Lancée depuis la Chine, l’attaque aurait été routée à travers des machines situées en Bolivie, en Italie, en Pologne, à Chypre, à Singapour et en Thaïlande. Le relais basé en Bolivie avait déjà été utilisé en 2012 pour une campagne contre des organisations stratégiques en Corée du Sud. Ce qui laisse supposer que le même groupe de pirates est à l’origine des deux méfaits.
Le FBI a aussi remarqué une forte ressemblance du malware avec celui exploité en 2013 contre des banques et des groupes audiovisuels (toujours en Corée du Sud). Des actions attribuées – non officiellement – au collectif Dark Seoul. Quant au mode opératoire, il rappelle celui suivi par les auteurs de l’attaque qui a visé, en 2012, la compagnie pétrolière Saudi Aramco, basée en Arabie Saoudite. A l’époque, les données de 30 000 ordinateurs avaient été effacées et remplacées par l’image d’un drapeau américain en feu.

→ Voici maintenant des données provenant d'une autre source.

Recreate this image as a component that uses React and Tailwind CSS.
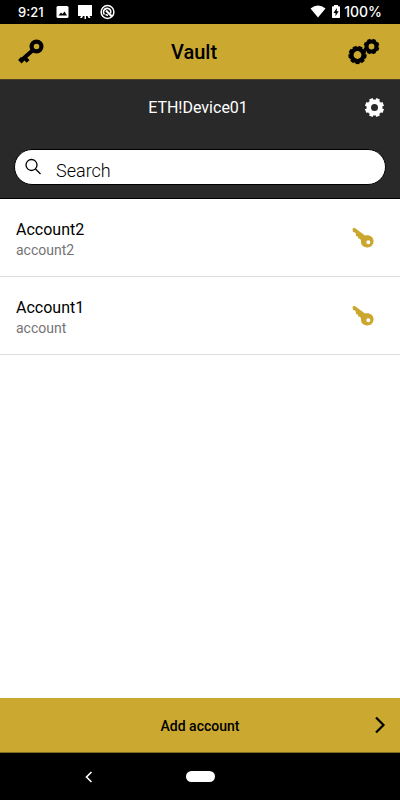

Dans l’état actuel, les autorités américaines sont confrontées à un dilemme : faut-il attribuer publiquement à la Corée du Nord la responsabilité, totale ou partielle, de ce piratage ? Un choix d’autant plus délicat qu’il est ouvertement décrié par plusieurs pays. Illustration avec Tokyo, qui craint une dégradation de ses relations avec Pyongyang, à l’heure où plusieurs de ses ressortissants, kidnappés il y a des années, doivent faire leur retour en territoire japonais.